GLAD, which sponsored a well-attended tax seminar in February, offers couples this suggestion: Put an asterisk on each individual federal filing indicating that they married in 2004. Better yet, write a letter disclosing they married. A couple married anytime in 2004 is considered married for the entire tax year.

''Will this flag a federal audit?" said Belmont financial planner Sharon Rich, whose clients include high-income, same-sex couples. She said that unusual circumstances can attract IRS auditors' attention. Taxes, she said, ''are getting people tied in knots."

Bruce Bell, coordinator of GLAD's legal-information hot line, did his and his partner's 2004 taxes on TurboTax software. He contends it was simple. First, he checked off married couple on a federal 1040 form so the computer would calculate their taxes that way.

Then he instructed the computer not to file the dummy return with the IRS but use it only to calculate state taxes. Finally, he produced two 1040 returns, one for himself, one for his partner. Those are going to the IRS.
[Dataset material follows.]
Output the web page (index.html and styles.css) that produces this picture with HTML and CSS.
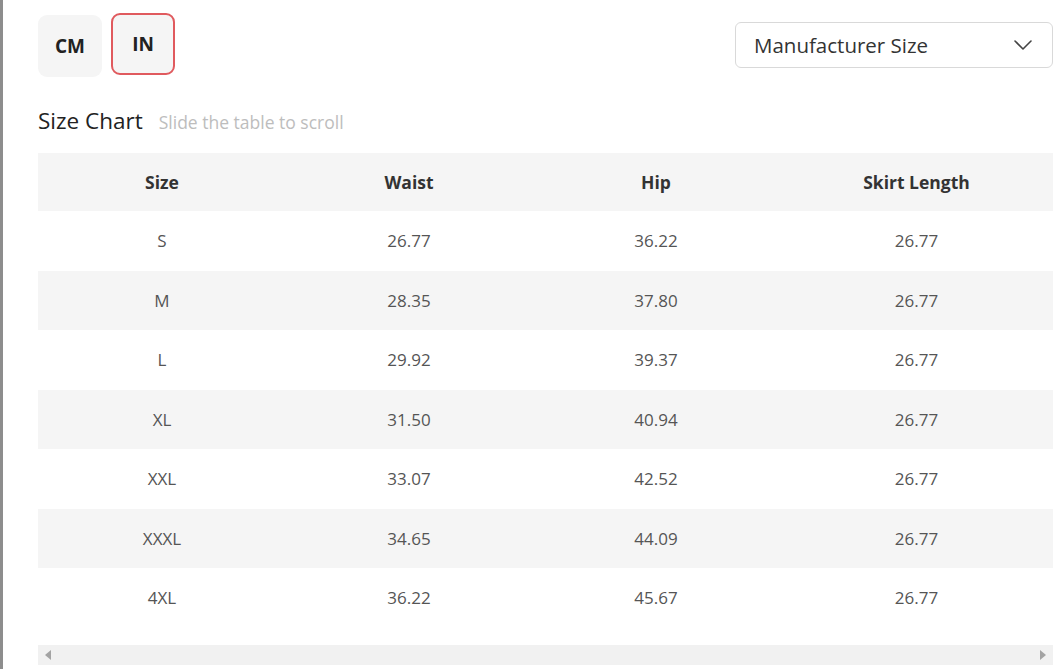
FILE: index.html
```html
<!DOCTYPE html>
<html lang="en">
<head>
<meta charset="utf-8">
<title>Size Chart</title>
<link rel="stylesheet" href="styles.css">
</head>
<body>
<div class="page">
  <div class="top">
    <div class="units">
      <button class="unit">CM</button>
      <button class="unit active">IN</button>
    </div>
    <div class="select">
      <span>Manufacturer Size</span>
      <svg class="chev" width="20" height="12" viewBox="0 0 20 12"><path d="M2 2 L10 10 L18 2" fill="none" stroke="#444" stroke-width="1.6" stroke-linecap="round" stroke-linejoin="round"/></svg>
    </div>
  </div>
  <div class="title">
    <h2>Size Chart</h2>
    <span class="hint">Slide the table to scroll</span>
  </div>
  <table class="chart">
    <colgroup>
      <col class="c1"><col class="c2"><col class="c3"><col class="c4">
    </colgroup>
    <thead>
      <tr><th>Size</th><th>Waist</th><th>Hip</th><th>Skirt Length</th></tr>
    </thead>
    <tbody>
      <tr><td>S</td><td>26.77</td><td>36.22</td><td>26.77</td></tr>
      <tr><td>M</td><td>28.35</td><td>37.80</td><td>26.77</td></tr>
      <tr><td>L</td><td>29.92</td><td>39.37</td><td>26.77</td></tr>
      <tr><td>XL</td><td>31.50</td><td>40.94</td><td>26.77</td></tr>
      <tr><td>XXL</td><td>33.07</td><td>42.52</td><td>26.77</td></tr>
      <tr><td>XXXL</td><td>34.65</td><td>44.09</td><td>26.77</td></tr>
      <tr><td>4XL</td><td>36.22</td><td>45.67</td><td>26.77</td></tr>
    </tbody>
  </table>
  <div class="scrollbar">
    <span class="arrow left"></span>
    <span class="arrow right"></span>
  </div>
</div>
</body>
</html>
```
FILE: styles.css
```css
html, body {
  margin: 0;
  padding: 0;
  background: #fff;
}
body {
  font-family: "Open Sans", "Noto Sans", "Liberation Sans", sans-serif;
  color: #333;
}
.page {
  box-sizing: border-box;
  height: 669px;
  border-left: 3px solid #8d8d8d;
  padding: 0 4px 0 35px;
  display: flex;
  flex-direction: column;
  overflow: hidden;
}
.top {
  display: flex;
  justify-content: space-between;
  align-items: flex-start;
}
.units {
  display: flex;
  gap: 9px;
  padding-top: 15px;
}
.unit {
  width: 64px;
  height: 62px;
  box-sizing: border-box;
  border: 2px solid transparent;
  border-radius: 9px;
  background: #f5f5f5;
  font-family: inherit;
  font-size: 19px;
  font-weight: 700;
  color: #222;
  padding: 0;
}
.unit.active {
  border-color: #e05a5e;
  margin-top: -2px;
}
.select {
  margin-top: 22px;
  width: 318px;
  height: 46px;
  box-sizing: border-box;
  border: 1px solid #d9d9d9;
  border-radius: 6px;
  display: flex;
  align-items: center;
  justify-content: space-between;
  padding: 0 19px 0 18px;
  font-size: 20.5px;
  color: #333;
}
.chev {
  display: block;
}
.title {
  display: flex;
  align-items: baseline;
  gap: 16px;
  margin-top: 28px;
  height: 32px;
}
.title h2 {
  margin: 0;
  font-size: 22.5px;
  font-weight: 400;
  color: #222;
  line-height: 32px;
}
.hint {
  font-size: 17.5px;
  color: #bdbdbd;
}
.chart {
  margin-top: 16px;
  width: 1015px;
  border-collapse: collapse;
  table-layout: fixed;
  font-size: 17px;
}
.c1 { width: 248px; }
.c2 { width: 246px; }
.c3 { width: 248px; }
.c4 { width: 273px; }
.chart th, .chart td {
  text-align: center;
  padding: 0;
}
.chart th {
  height: 58px;
  background: #f5f5f5;
  font-weight: 700;
  font-size: 17.5px;
  color: #333;
}
.chart td {
  height: 59.5px;
  color: #555;
}
.chart tbody tr:nth-child(even) td {
  background: #f5f5f5;
}
.scrollbar {
  margin-top: 17px;
  width: 1015px;
  height: 20px;
  background: #f1f1f1;
  display: flex;
  align-items: center;
  justify-content: space-between;
  padding: 0 7px;
  box-sizing: border-box;
}
.arrow {
  width: 0;
  height: 0;
  border-top: 5px solid transparent;
  border-bottom: 5px solid transparent;
}
.arrow.left {
  border-right: 6px solid #a3a3a3;
}
.arrow.right {
  border-left: 6px solid #a3a3a3;
}
```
Bell said he enjoyed a little revenge upon discovering the joint federal filing would have generated $200 more in tax revenues for the government than did their two individual filings combined.

Now that same-sex couples can file a joint married return in Massachusetts, whether there is a tax advantage depends on their finances. There is usually no difference regarding income because it is taxed at a flat rate. But for couples with investments, one spouse's losses can offset the other's capital gains if they file jointly.

Many same-sex couples are, for the first time, turning to professionals to prepare their taxes. Watertown financial planner Debra Neiman is warning gay clients to expect more cumbersome and expensive tax returns this year. She may charge up to twice her standard fee of $250 to $350, due to the extra work. ''It's the price you pay to change civil rights," she said.